Ali is now calling for a human rights commission to come together to get to the bottom of what happened.
“We went through four or five lawyers that we hired and we got nowhere,” Ali said. “But if you have a suit under some kind of commission of human rights, I think we can go somewhere to put our grievances because financially, it is not possible for us to keep on going back to the court system and spend literally thousands of dollars. The end result is you going through bankruptcy.”
Ali believes a human rights commission is necessary, particularly because motel owners won’t speak out on the discrimination and problems like the ones he faced.
“When [motel owners] try to say something to [the city] about it, they retaliate against us,” Ali said. “We have to make a living too, and we cannot go on like this.”

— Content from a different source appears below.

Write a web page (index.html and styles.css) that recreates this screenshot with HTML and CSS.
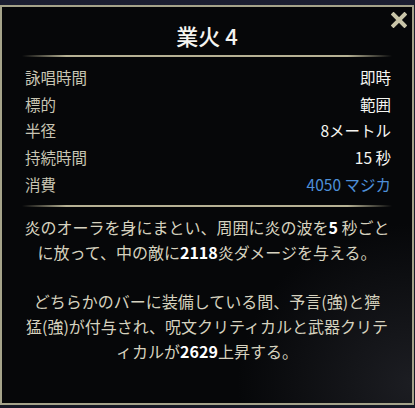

As a Pakistani-American having lived in America for over 40 years now, Ali’s experience with the American public has been largely positive. He just wishes the bureaucratic system would treat him equally as well.
“My experience with the American public has been a very positive experience,” Ali said. “The American public are really good people. So my final message to the community is that they should be rising. They should be going to city councils meetings. If the big developers are coming in, then needless to say, where's the fair share for the minorities out here?”